Say what you will about Fremont (ahem, Mike 1 and Mike 2), but I really like my neighborhood. I like that I live a short walk away from grocery stores, parks, bars and restaurants, and the exact right bus stops. I like that some of my neighbors keep chickens. I like that it feels like an actual neighborhood instead of a conglomeration of apartments and condo buildings, and because of that, we still have parking and yards. I really like that my neighborhood is able to support a video store, the kind that has an “English Accents” section and a staff that successfully walks the scary nerdy/fun nerdy line.
While walking home from the bus stop on Sunday, I noticed that the video store had World War Z in stock. Mike 2 told me it was terrible and for the reasons he provided I believe him, but I still kiiiiind of wanted to see it so I rented it, along with almost all of American Horror Story: Asylum.
I started watching American Horror Story: Murder House in the middle of its season. We had regular cable in St. Louis then, so I caught up using OnDemand and kept with it even when I’d already figured out what was going on (spoiler: everyone is dead). I kept watching because it was good. It was genuinely spooky at times, perfectly tense at others, and I couldn’t believe it was created by the same bastards who brought Glee into the world. I really enjoyed it, and I was frustrated when the second season (Asylum) still hadn’t been added to Netflix.
So I rented it, and I’ve spent the past two nights watching it, and boy, is it a pile of shit.
First of all, how many people wrote this season? A million? Has to be a million. And all of them have threatened to file sexual harassment lawsuits if their ideas didn’t get into the show, because there’s no other explanation for the multitude of plots, hardly any of which intersect in any significant way.
Another spoiler: There’s a mental hospital. There’s a psycho killer. There are aliens. There’s demonic possession. There are Catholics, mutants, a former Nazi doctor, sex criminals, possibly reincarnation (?), and of course Dylan McDermott being super pervy again, which I wouldn’t really mind except he has a rat tail. For no goddamn reason.
For chrissakes, writers, pick a plot and stick with it. Bend that plot here and there to throw us off the scent, but don’t create this big mess that has yet to serve any one purpose and there’s only two episodes left and based on my experience so far, I doubt you’ll be able to tie any of these stories together in time. The first season was good because there was a discipline to the story. This one feels like a free-for-all, and probably you’re all drunk, too.

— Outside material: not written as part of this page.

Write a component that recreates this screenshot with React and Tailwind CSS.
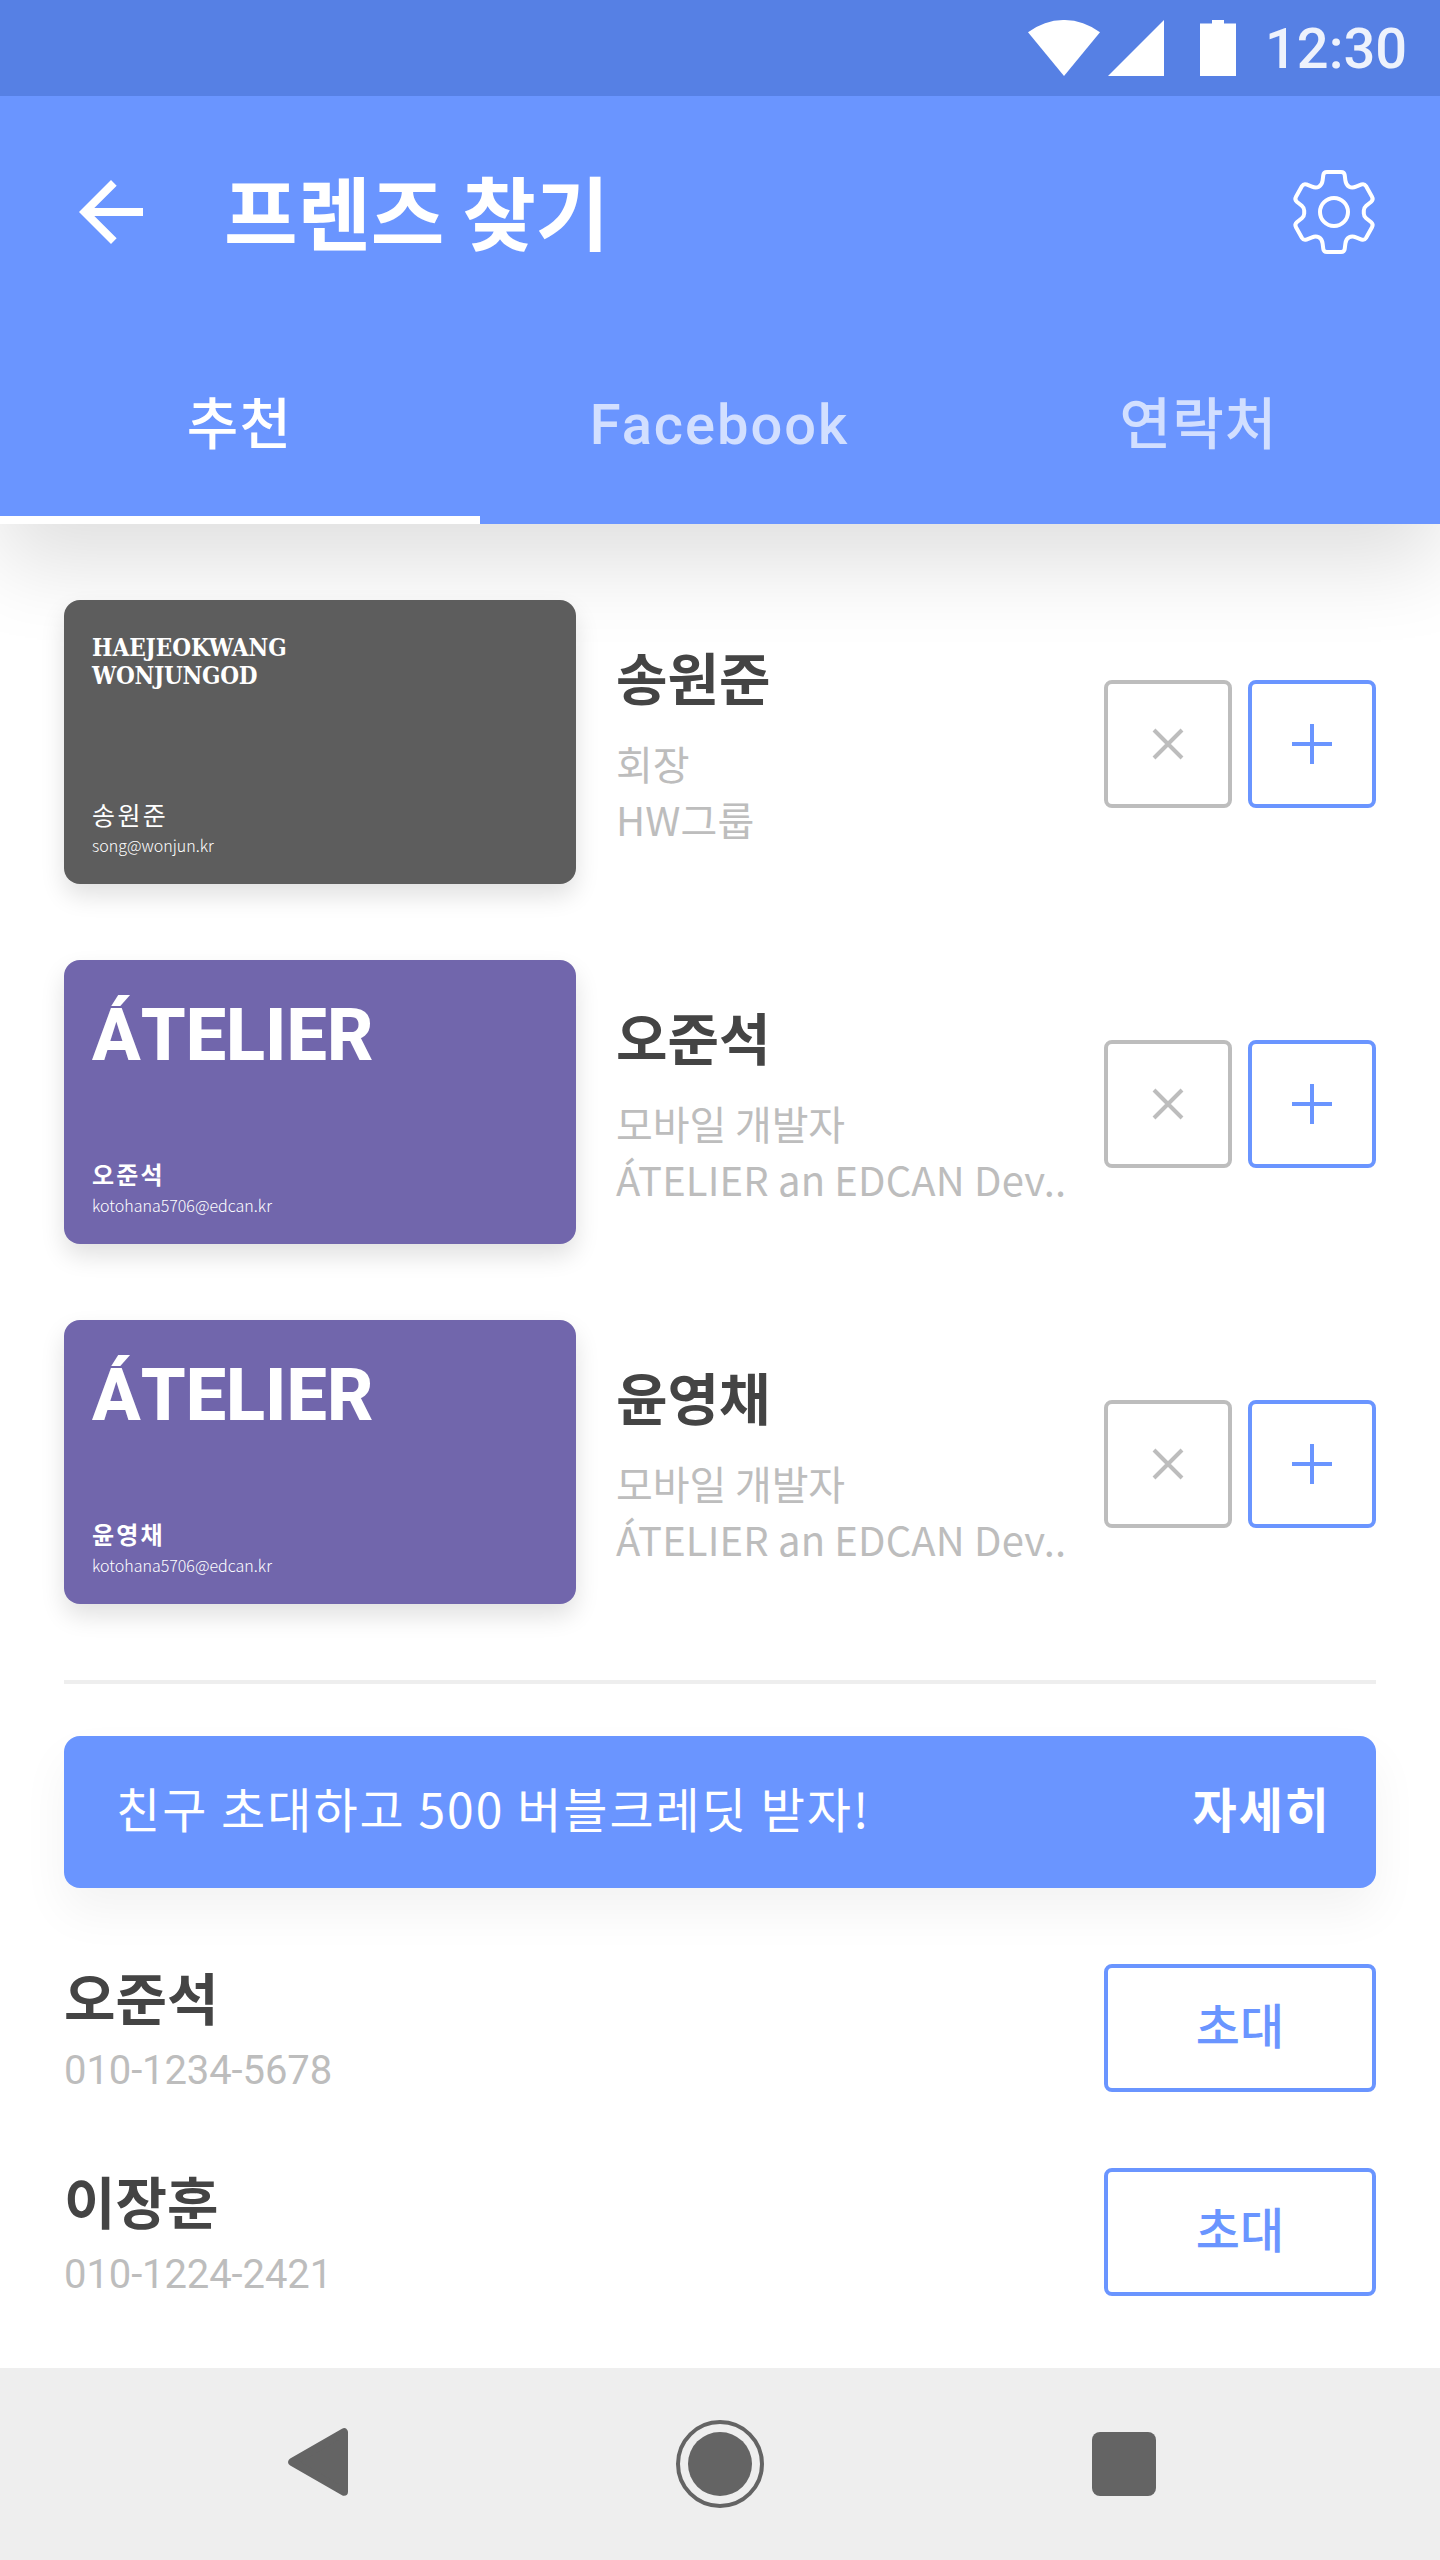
import React from "react";

const friends = [
  { name: "송원준", role: "회장", org: "HW그룹", email: "song@wonjun.kr", brand: "haejeokwang" },
  { name: "오준석", role: "모바일 개발자", org: "ÁTELIER an EDCAN Dev..", email: "kotohana5706@edcan.kr", brand: "atelier" },
  { name: "윤영채", role: "모바일 개발자", org: "ÁTELIER an EDCAN Dev..", email: "kotohana5706@edcan.kr", brand: "atelier" },
];

const contacts = [
  { name: "오준석", phone: "010-1234-5678" },
  { name: "이장훈", phone: "010-1224-2421" },
];

function StatusBar() {
  return (
    <div className="flex h-24 items-center bg-[#5680e4] pr-[33px]">
      <svg className="ml-auto h-14 w-[72px]" viewBox="0 0 72 56" fill="#fff">
        <path d="M36 56 0 12.3A58.8 58.8 0 0 1 72 12.3Z" />
      </svg>
      <svg className="ml-2 h-14 w-14" viewBox="0 0 56 56" fill="#fff">
        <path d="M56 0V56H0Z" />
      </svg>
      <svg className="ml-9 h-14 w-9" viewBox="0 0 36 56" fill="#fff">
        <path d="M12 0H24V3.6H36V56H0V3.6H12Z" />
      </svg>
      <span className="mt-0.5 ml-[29px] w-[142px] font-['Roboto',sans-serif] text-[56px] leading-[58px] font-medium text-white/90">
        12:30
      </span>
    </div>
  );
}

function GearIcon() {
  return (
    <svg className="h-[88px] w-[88px]" viewBox="-44 -44 88 88" fill="none" stroke="#fff" strokeWidth="4" strokeLinejoin="round">
      <circle r="14" />
      <path d="M-7 -40H7Q10.3 -40 10.7 -37L11.4 -31.5C12.2 -25.5 17 -23 22 -25.4L27.6 -27.6Q30.4 -28.5 32 -26L38 -15.2Q39.6 -12.4 37.2 -10.3L32.2 -6.3Q29.8 -4.2 29.8 -1.5V1.5Q29.8 4.2 32.2 6.3L37.2 10.3Q39.6 12.4 38 15.2L32 26Q30.4 28.5 27.6 27.6L22 25.4C17 23 12.2 25.5 11.4 31.5L10.7 37Q10.3 40 7 40H-7Q-10.3 40 -10.7 37L-11.4 31.5C-12.2 25.5 -17 23 -22 25.4L-27.6 27.6Q-30.4 28.5 -32 26L-38 15.2Q-39.6 12.4 -37.2 10.3L-32.2 6.3Q-29.8 4.2 -29.8 1.5V-1.5Q-29.8 -4.2 -32.2 -6.3L-37.2 -10.3Q-39.6 -12.4 -38 -15.2L-32 -26Q-30.4 -28.5 -27.6 -27.6L-22 -25.4C-17 -23 -12.2 -25.5 -11.4 -31.5L-10.7 -37Q-10.3 -40 -7 -40Z" />
    </svg>
  );
}

function Header() {
  return (
    <header className="relative z-10 bg-[#6a95ff] shadow-[0_40px_80px_rgba(0,0,0,0.126)]">
      <StatusBar />
      <div className="flex h-[232px] items-center pr-[62px] pl-[63px]">
        <svg className="h-24 w-24" viewBox="0 0 24 24" fill="#fff">
          <path d="M20 11H7.83l5.59-5.59L12 4l-8 8 8 8 1.41-1.41L7.83 13H20z" />
        </svg>
        <h1 className="-mt-1.5 ml-[65px] text-[80px] leading-none font-bold tracking-[-0.2px] text-white">프렌즈 찾기</h1>
        <div className="ml-auto">
          <GearIcon />
        </div>
      </div>
      <nav className="grid h-[196px] grid-cols-3 items-baseline pt-[51px] text-center text-[56px] font-medium text-white/70">
        <span className="pr-px leading-[81px] tracking-[0.02em] text-white">추천</span>
        <span className="pr-px font-['Roboto',sans-serif] leading-[80px] tracking-[2px]">Facebook</span>
        <span className="pr-[3px] leading-[81px] tracking-[0.02em]">연락처</span>
      </nav>
      <div className="absolute bottom-0 left-0 h-2 w-1/3 bg-white" />
    </header>
  );
}

function BusinessCard({ friend }) {
  const dark = friend.brand === "haejeokwang";
  return (
    <div
      className={
        "flex h-[284.44px] w-[512px] flex-none flex-col justify-between rounded-2xl px-7 pb-[31px] text-white shadow-[0_12px_24px_rgba(0,0,0,0.12)] " +
        (dark ? "bg-[#5d5d5d] pt-[34px]" : "bg-[#7166ac] pt-10")
      }
    >
      {dark ? (
        <div className="font-['DejaVu_Serif_Condensed','DejaVu_Serif',serif] text-2xl leading-7 font-bold">
          <p>HAEJEOKWANG</p>
          <p className="tracking-[-0.25px]">WONJUNGOD</p>
        </div>
      ) : (
        <div className="font-['Roboto',sans-serif] text-[72px] leading-[72px] font-extrabold [font-kerning:none]">ÁTELIER</div>
      )}
      <div>
        <div className={dark ? "text-[25px] leading-6 tracking-[2.4px]" : "text-2xl leading-6 font-bold tracking-[2.2px]"}>
          {friend.name}
        </div>
        <div className="mt-[11px] text-base leading-4 font-light">{friend.email}</div>
      </div>
    </div>
  );
}

function FriendRow({ friend }) {
  return (
    <li className="flex h-[360px] items-start">
      <BusinessCard friend={friend} />
      <div className="ml-10 flex-1 pt-10">
        <p className="text-[56px] leading-[71px] font-bold text-[#444]">{friend.name}</p>
        <p className="mt-6 text-[40px] leading-[56px] tracking-[-0.1px] text-[#bdbdbd]">{friend.role}</p>
        <p className="text-[40px] leading-[56px] tracking-[0.15px] whitespace-nowrap text-[#bdbdbd]">{friend.org}</p>
      </div>
      <div className="mt-20 flex gap-4">
        <button className="flex h-32 w-32 items-center justify-center rounded-lg border-4 border-[#bdbdbd]">
          <svg className="h-10 w-10" viewBox="0 0 40 40" stroke="#bdbdbd" strokeWidth="4">
            <path d="M6 6 34 34M34 6 6 34" />
          </svg>
        </button>
        <button className="flex h-32 w-32 items-center justify-center rounded-lg border-4 border-[#6a95ff]">
          <svg className="h-10 w-10" viewBox="0 0 40 40" stroke="#6a95ff" strokeWidth="4">
            <path d="M20 0V40M0 20H40" />
          </svg>
        </button>
      </div>
    </li>
  );
}

function ContactRow({ contact }) {
  return (
    <li className="flex h-32 justify-between">
      <div>
        <p className="text-[56px] leading-[63px] font-bold text-[#444]">{contact.name}</p>
        <p className="mt-[15px] font-['Roboto',sans-serif] text-[40px] leading-[57px] tracking-[-0.1px] text-[#bdbdbd]">{contact.phone}</p>
      </div>
      <button className="flex h-32 w-[272px] items-center justify-center rounded-lg border-4 border-[#6a95ff] pb-2.5 text-5xl leading-none font-medium text-[#6a95ff]">
        초대
      </button>
    </li>
  );
}

function NavigationBar() {
  return (
    <footer className="flex h-48 items-center justify-between bg-[#eee] pr-[284px] pl-72">
      <svg className="-mt-1 h-[68px] w-[60px]" viewBox="0 0 60 68" fill="#646464" stroke="#646464" strokeWidth="8" strokeLinejoin="round">
        <path d="M56 4.2V63.8L4.2 34Z" />
      </svg>
      <div className="flex h-[88px] w-[88px] items-center justify-center rounded-full border-4 border-[#646464]">
        <div className="h-16 w-16 flex-none rounded-full bg-[#646464]" />
      </div>
      <div className="h-16 w-16 rounded-lg bg-[#646464]" />
    </footer>
  );
}

export default function App() {
  return (
    <div className="w-[1440px] bg-white font-['Noto_Sans_CJK_KR',sans-serif]">
      <Header />
      <main className="px-16 pt-[76px] pb-[72px]">
        <ul className="relative z-20">
          {friends.map((friend) => (
            <FriendRow key={friend.name} friend={friend} />
          ))}
        </ul>
        <div className="h-1 bg-[#eee]" />
        <div className="mt-[52px] flex h-[152px] items-center justify-between rounded-2xl bg-[#6a95ff] pr-[45px] pb-2.5 pl-[52px] text-5xl leading-none text-white shadow-[0_24px_48px_rgba(0,0,0,0.05)]">
          <p className="tracking-[2px]">친구 초대하고 500 버블크레딧 받자!</p>
          <p className="font-bold tracking-[2px]">자세히</p>
        </div>
        <ul className="mt-[76px] flex flex-col gap-[76px]">
          {contacts.map((contact) => (
            <ContactRow key={contact.phone} contact={contact} />
          ))}
        </ul>
      </main>
      <NavigationBar />
    </div>
  );
}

Second, was Asylum shot in 3D? No? Then how else do you explain the wonkily amateur-looking camera angles and the Instagrammy filter shots, and why else is perception such an issue? Is this art? Is it supposed to convey the mental illness portrayed onscreen? Is that offensive? Why would you employ a device that serves no actual purpose other than to let somebody’s nephew play around with the zoom feature?
Third, and sorry to keep picking on the (piss poor excuses for) writers, but the dialogue in Asylum sounds like it was written by 13-Year-Old Me, the one who hid in her room and had hardly any real conversations with any real people and still thought the most compelling subject matter was kissing and cancer. Like, really? Why did you choose those words? Did you confuse gravitas with gravity, and just kind of shrugged and let everything clunk to the ground? WHY DO YOU HAVE JOBS.
Fourth, okay, Jessica Lange is the shit. She just is. I’m sorry Beyonce, but Jessica Lange is the queen still and you will have to bow down to her. If she didn’t win anything for that scene where she’s telling the story about the dead squirrel, then everyone in the world in an idiot and I feel sorry for them.
Aside from that last point, Asylum is so disappointing in every way except now I can pretty much see how the same people who made Glee are responsible.